How about adding excess magnesium? Excess magnesium will also stimulate the production of ethanol from yeast. In studies where magnesium was added to yeast fermentations at 500 ppm, the final ethanol concentration increased by 0.1% w/v  absolute [3] [7] . Other published studies confirm this. Excess magnesium not only boosts ethanol yield, but can also regulate yeast cell growth, cell division, and size of the yeast cell. Magnesium also protects yeast cell membranes against stresses caused by high temperatures, ethanol, and osmotic pressure [2] [9] . The fluidity of the yeast cell membrane (critical in preventing toxic chemicals from entering the yeast cell) is regulated in part by magnesium to help prevent “leaking cells”. Stress proteins are produced by the yeast as an internal signal to environmentally stressful conditions (heat, osmotic pressure, etc). Magnesium helps mitigate the production of these signal proteins – “calming the yeast down”. A unique property of excess magnesium is that it can aid the yeast cell to detoxify against heavy metals ions (e.g. Sn2+, Hg2+, Co2+, Cr2+, Pb2+, Cu2+, and Cd2+). In fermentations where these heavy metal ions were present, excess magnesium (to 1000 ppm) decreased the toxic effects of these ions and recovered ethanol production up to 65% of the controls [5] [7] . 

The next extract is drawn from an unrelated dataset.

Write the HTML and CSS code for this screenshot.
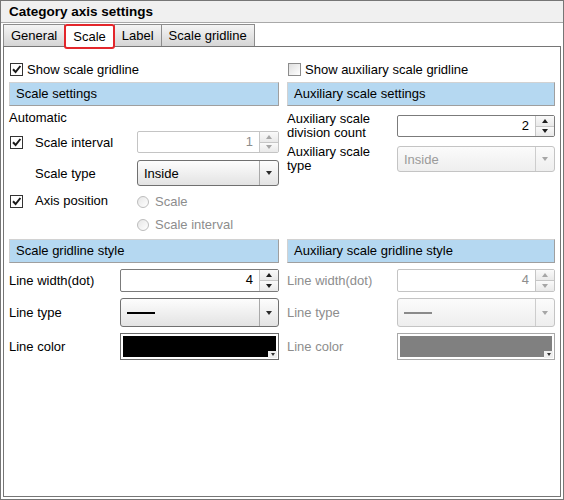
FILE: index.html
```html
<!DOCTYPE html>
<html lang="en">
<head>
    <meta charset="UTF-8">
    <title>Category axis settings</title>
    <link rel="stylesheet" href="styles.css">
</head>
<body>
    <div class="dialog">
        <div class="title-bar">Category axis settings</div>

        <div class="dialog-body">
            <div class="tabs">
                <div class="tab">General</div>
                <div class="tab active">Scale</div>
                <div class="tab">Label</div>
                <div class="tab">Scale gridline</div>
            </div>

            <div class="tab-panel">
                <div class="columns">
                    <!-- main scale -->
                    <div class="column">
                        <div class="check-row">
                            <span class="checkbox checked"><svg viewBox="0 0 11 11" width="11" height="11"><path d="M2 5.2l2.6 2.8L9.4 2" fill="none" stroke="#1a1a1a" stroke-width="2"/></svg></span>
                            Show scale gridline
                        </div>
                        <div class="section-title">Scale settings</div>

                        <div class="settings">
                            <div class="plain-label">Automatic</div>

                            <div class="setting-row">
                                <span class="checkbox checked"><svg viewBox="0 0 11 11" width="11" height="11"><path d="M2 5.2l2.6 2.8L9.4 2" fill="none" stroke="#1a1a1a" stroke-width="2"/></svg></span>
                                <span class="row-label">Scale interval</span>
                                <div class="spinner disabled">
                                    <span class="spin-value">1</span>
                                    <span class="spin-buttons"><span class="spin-up"></span><span class="spin-down"></span></span>
                                </div>
                            </div>

                            <div class="setting-row tall">
                                <span></span>
                                <span class="row-label">Scale type</span>
                                <div class="select">
                                    <span class="select-value">Inside</span>
                                    <span class="select-arrow"></span>
                                </div>
                            </div>

                            <div class="setting-row top">
                                <span class="checkbox checked"><svg viewBox="0 0 11 11" width="11" height="11"><path d="M2 5.2l2.6 2.8L9.4 2" fill="none" stroke="#1a1a1a" stroke-width="2"/></svg></span>
                                <span class="row-label">Axis position</span>
                                <div class="radio-group">
                                    <div class="radio-option"><span class="radio"></span>Scale</div>
                                    <div class="radio-option"><span class="radio"></span>Scale interval</div>
                                </div>
                            </div>
                        </div>

                        <div class="section-title">Scale gridline style</div>

                        <div class="line-row">
                            <span>Line width(dot)</span>
                            <div class="spinner high">
                                <span class="spin-value">4</span>
                                <span class="spin-buttons"><span class="spin-up"></span><span class="spin-down"></span></span>
                            </div>
                        </div>
                        <div class="line-row">
                            <span>Line type</span>
                            <div class="select line-select">
                                <span class="select-value"><span class="line-sample"></span></span>
                                <span class="select-arrow"></span>
                            </div>
                        </div>
                        <div class="line-row">
                            <span>Line color</span>
                            <div class="color-box">
                                <span class="swatch"></span>
                                <span class="color-drop"></span>
                            </div>
                        </div>
                    </div>

                    <!-- auxiliary scale -->
                    <div class="column aux">
                        <div class="check-row">
                            <span class="checkbox"></span>
                            Show auxiliary scale gridline
                        </div>
                        <div class="section-title">Auxiliary scale settings</div>

                        <div class="settings">
                            <div class="aux-row">
                                <span class="two-line">Auxiliary scale<br>division count</span>
                                <div class="spinner">
                                    <span class="spin-value">2</span>
                                    <span class="spin-buttons"><span class="spin-up"></span><span class="spin-down"></span></span>
                                </div>
                            </div>
                            <div class="aux-row">
                                <span class="two-line">Auxiliary scale<br>type</span>
                                <div class="select disabled">
                                    <span class="select-value">Inside</span>
                                    <span class="select-arrow"></span>
                                </div>
                            </div>
                        </div>

                        <div class="section-title">Auxiliary scale gridline style</div>

                        <div class="line-row off">
                            <span>Line width(dot)</span>
                            <div class="spinner high disabled">
                                <span class="spin-value">4</span>
                                <span class="spin-buttons"><span class="spin-up"></span><span class="spin-down"></span></span>
                            </div>
                        </div>
                        <div class="line-row off">
                            <span>Line type</span>
                            <div class="select line-select disabled">
                                <span class="select-value"><span class="line-sample"></span></span>
                                <span class="select-arrow"></span>
                            </div>
                        </div>
                        <div class="line-row off">
                            <span>Line color</span>
                            <div class="color-box disabled">
                                <span class="swatch"></span>
                                <span class="color-drop"></span>
                            </div>
                        </div>
                    </div>
                </div>
            </div>
        </div>
    </div>
</body>
</html>
```

FILE: styles.css
```css
body {
    margin: 0;
    font-family: "Liberation Sans", Arial, sans-serif;
    font-size: 13px;
    color: #000;
    background: #fff;
}

.dialog {
    width: 564px;
    height: 500px;
    box-sizing: border-box;
    border: 1px solid #767676;
    display: flex;
    flex-direction: column;
}

.title-bar {
    height: 21px;
    line-height: 21px;
    padding-left: 8px;
    background: #f0f0f0;
    border-bottom: 1px solid #a9a9a9;
    font-weight: bold;
    font-size: 13.5px;
}

.dialog-body {
    flex: 1;
    display: flex;
    flex-direction: column;
    padding: 1px 2px 2px 2px;
}

/* tabs */
.tabs {
    display: flex;
    height: 22px;
}

.tab {
    height: 22px;
    box-sizing: border-box;
    padding: 0 7px;
    margin-left: -1px;
    line-height: 21px;
    border: 1px solid #8d8d8d;
    border-bottom: none;
    background: linear-gradient(#f5f5f5, #d5d5d5);
}

.tab:first-child {
    margin-left: 0;
}

.tab.active {
    position: relative;
    z-index: 1;
    height: 25px;
    margin-bottom: -3px;
    line-height: 21px;
    background: #fff;
    border: 2px solid #e3262b;
    border-radius: 3px;
}

.tab-panel {
    flex: 1;
    border: 1px solid #767676;
    padding: 12px 5px 0;
}

.columns {
    display: grid;
    grid-template-columns: 270px 268px;
    column-gap: 8px;
}

.column {
    display: flex;
    flex-direction: column;
}

/* checkbox / radio */
.checkbox {
    width: 13px;
    height: 13px;
    box-sizing: border-box;
    margin-left: 1px;
    border: 1px solid #8c8c8c;
    background: linear-gradient(135deg, #dedede, #fff);
    display: inline-flex;
    align-items: center;
    justify-content: center;
}

.checkbox.checked {
    border-color: #333;
    background: #fff;
}

.check-row {
    height: 23px;
    padding-bottom: 3px;
    box-sizing: border-box;
    display: flex;
    align-items: center;
    gap: 4px;
}

.radio {
    width: 12px;
    height: 12px;
    box-sizing: border-box;
    border: 1px solid #bcbcbc;
    border-radius: 50%;
    background: linear-gradient(135deg, #e6e6e6, #fff);
}

.radio-option {
    height: 23px;
    display: flex;
    align-items: center;
    gap: 6px;
    color: #8d8d8d;
}

/* section bars */
.section-title {
    height: 24px;
    box-sizing: border-box;
    padding-left: 6px;
    line-height: 22px;
    background: #b5d8f1;
    border: 1px solid #d2d2d2;
    border-right-color: #9f9f9f;
    border-bottom-color: #9f9f9f;
}

.settings {
    height: 133px;
    display: flex;
    flex-direction: column;
}

.plain-label {
    height: 24px;
    line-height: 24px;
}

.setting-row {
    display: grid;
    grid-template-columns: 26px 102px 1fr;
    align-items: center;
    height: 24px;
}

.setting-row.tall {
    height: 28px;
    margin-top: 5px;
}

.setting-row.top {
    align-items: start;
    margin-top: 3px;
    height: auto;
}

.setting-row.top .checkbox {
    margin-top: 5px;
}

.setting-row.top .row-label {
    margin-top: 3px;
}

.aux-row {
    display: grid;
    grid-template-columns: 110px 1fr;
    align-items: center;
    margin-top: 6px;
}

.aux-row + .aux-row {
    margin-top: 5px;
}

.two-line {
    line-height: 14px;
}

.line-row {
    display: grid;
    grid-template-columns: 111px 1fr;
    align-items: center;
    margin-top: 6px;
}

.aux .line-row {
    grid-template-columns: 110px 1fr;
}

.off {
    color: #8d8d8d;
}

/* spinner */
.spinner {
    display: flex;
    height: 22px;
    box-sizing: border-box;
    border: 1px solid #7b7b7b;
    border-radius: 2px;
    background: #fff;
}

.spinner.high {
    height: 23px;
}

.spin-value {
    flex: 1;
    text-align: right;
    padding-right: 6px;
    line-height: 20px;
}

.spin-buttons {
    width: 18px;
    display: flex;
    flex-direction: column;
    border-left: 1px solid #c6c6c6;
}

.spin-buttons span {
    flex: 1;
    display: flex;
    align-items: center;
    justify-content: center;
    background: linear-gradient(#fafafa, #e9e9e9);
}

.spin-up {
    border-bottom: 1px solid #c6c6c6;
}

.spin-up::before,
.spin-down::before {
    content: "";
    border-left: 3.5px solid transparent;
    border-right: 3.5px solid transparent;
}

.spin-up::before {
    border-bottom: 4px solid #1e1e1e;
}

.spin-down::before {
    border-top: 4px solid #1e1e1e;
}

.spinner.disabled {
    border-color: #c4c4c4;
    color: #8d8d8d;
}

.spinner.disabled .spin-up::before {
    border-bottom-color: #a6a6a6;
}

.spinner.disabled .spin-down::before {
    border-top-color: #a6a6a6;
}

/* dropdown */
.select {
    display: flex;
    height: 26px;
    box-sizing: border-box;
    border: 1px solid #707070;
    border-radius: 3px;
    background: linear-gradient(#fdfdfd, #e3e3e3);
}

.select.line-select {
    height: 29px;
}

.select-value {
    flex: 1;
    display: flex;
    align-items: center;
    padding-left: 6px;
}

.select-arrow {
    width: 18px;
    border-left: 1px solid #a9a9a9;
    display: flex;
    align-items: center;
    justify-content: center;
}

.select-arrow::before {
    content: "";
    border-left: 3.5px solid transparent;
    border-right: 3.5px solid transparent;
    border-top: 4px solid #2a2a2a;
}

.select.disabled {
    border-color: #c4c4c4;
    background: linear-gradient(#fbfbfb, #eeeeee);
    color: #9a9a9a;
}

.select.disabled .select-arrow {
    border-left-color: #cdcdcd;
}

.select.disabled .select-arrow::before {
    border-top-color: #a6a6a6;
}

.line-sample {
    width: 28px;
    height: 2px;
    background: #000;
}

.select.disabled .line-sample {
    background: #8a8a8a;
}

/* colour picker */
.color-box {
    position: relative;
    height: 27px;
    box-sizing: border-box;
    padding: 2px;
    border: 1px solid #6b6b6b;
    background: #fff;
}

.swatch {
    display: block;
    height: 100%;
    background: #000;
}

.color-box.disabled {
    border-color: #a9a9a9;
}

.color-box.disabled .swatch {
    background: #808080;
}

.color-drop {
    position: absolute;
    right: 1px;
    bottom: 1px;
    width: 9px;
    height: 7px;
    display: flex;
    align-items: center;
    justify-content: center;
    background: #efefef;
}

.color-drop::before {
    content: "";
    border-left: 2.5px solid transparent;
    border-right: 2.5px solid transparent;
    border-top: 3px solid #333;
}
```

Adding yeast foods to fermentation

These two micronutrients (zinc and magnesium) help to illustrate that although adequate nutrition will permit the yeast to grow, supplementing the fermentation with additional micronutrients can empower the yeast to perform better either by accelerating growth, filling in nutritional gaps due to processing specifics, and/or nutrient scavenging by bacterial contamination. Yeast “food” supplements should be added as a preventive measure to overcome any deficiencies and enable consistent and maximum ethanol production by the yeast.

References

  1. D.P. Bayrock. 2012. Interactions and influences of anionic and cationic chemicals on yeast – positive and negative effects with chemical type and concentrations on yeast nutrition, growth, and fermentation. .
  2. Rosslyn M. Birch and Graeme M. Walker. 2000. Influence of magnesium ions on heat shock and ethanol stress responses of Saccharomyces cerevisiae. Enzyme and Microbial Technology 26, 9–10: 678–687.
  3. Sylwia Bonin. 2014. Effects of magnesium ions on both VHG batch and continuous fruit wine fermentations: Effects of magnesium ions on fruit wine fermentations. Journal of the Institute of Brewing: 477–485.
  4. Cheng Cheng, X. Zhao, and F. W. Bai. 2016. Effects of cell flocculation and zinc sulfate addition on acetic acid stress tolerance of Saccharomyces cerevisiae. Chinese Journal of Applied Environmental Biology 22, 1: 0116–0119.
  5. Graeme M. Walker. 1994. The Roles of Magnesium in Biotechnology. Critical Reviews in Biotechnology 14, 4: 311–354.
  6. W M Ingledew. 1991. Alcohol production. Progress in Industrial Microbiology 10: 129-177.
  7. Jianlong Wang and Can Chen. 2006. Biosorption of heavy metals by Saccharomyces cerevisiae: A review. Biotechnology Advances
  8. Xin-Qing Zhao and Feng-wu Bai. 2012. Zinc and yeast stress tolerance: Micronutrient plays a big role. Journal of Biotechnology 158, 4: 176–183.
  9. X.Q. Zhao and F.W. Bai. 2009. Mechanisms of yeast stress tolerance and its manipulation for efficient fuel ethanol production. Journal of Biotechnology 144, 1: 23–30.